The notorious spy, Anthony Blunt worked in the same office and she always wondered why he worked so late and was so punctilious in locking up his filing cabinets at night. After work she would take a train from Birmingham to London and spend evenings at the Ritz bar, going on afterwards to one of her favourite Soho haunts, like the Conga, the Stafford, the Suisse, the French Club, the Boeuf, the Music Box, the Panama, the Cuba, the Nuthouse, the Cafe Royal, the Jamboree or the racy Gargoyle Club – where, with Lucien Freud, she was once turned away because he was wearing his sailor's uniform. Among her friends then were Norman Douglas, Augustus John, Michael Arlen, Harold Acton, John Banting, Stephen Tennant and Cyril Connolly, and, of course, Dylan Thomas, who once licked the pencilled lines she'd drawn on the backs of her legs to give the impression that she was wearing stockings. However, she didn't have to resort to these tricks for long because she was brought a pair of silk stockings from Washington by another spy, Guy Burgess.

In 1945 she married Maurice Lancaster, who was 17 years her senior, then a war correspondent working for Britain and the US who was also involved in making films for The March of Time all over the world. Later he became general manager of Harpers Bazaar while M-J worked as press officer for the Council of Industrial Design. He cut an elegant figure with immaculately cut clothes, a velvet-collared overcoat and a silver-topped cane, rather reminiscent, according to a friend, of Diaghilev.

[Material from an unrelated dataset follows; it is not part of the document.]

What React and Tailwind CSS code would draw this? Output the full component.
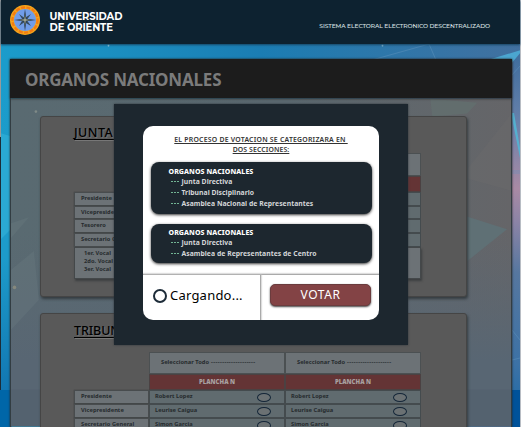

Although she always wanted to work in films, she never got the chance, and when ill-health forced Maurice's retirement she became the main breadwinner, becoming one of the earliest career women, not an easy feat in those pre-feminist times. Determined and ambitious, she edited House Beautiful, then Trio, the first in-house magazine of Sainsbury's, and eventually edited a series of part-works for BPC such as the Cordon Bleu Cookery Course and a gardening course called Green Fingers, a publication she particularly loathed, being more interested in their series on the British Empire. She was straight-talking and considered formidable by those she worked with, being famously intolerant of weak writing and missed deadlines; she was especially fastidious when it came to the index.

Her and Maurice's parties were notorious, her houses and flats always impeccably decorated and very avant-garde. Even in the Fifties she would decorate rooms in black and gold, with Roman and Greek motifs and Fornasetti plates on the walls.

Later in her life she edited a series of charming letters written by her ancestors, Life Amongst the Troubridges: Journals of a Young Victorian, 1873-84, and Letters of Engagement 1884-1888: The Love Letters of Adrian Hope and Laura Troubridge. She also wrote a definitive biography of her friend, the poet and Brideshead aesthete Brian Howard, called Brian Howard: Portrait of a Failure.

Marie-Jaqueline Hope-Nicholson, writer and editor: born London 9 August 1922; married 1945 Maurice Lancaster (two daughters); died 17 May 2010.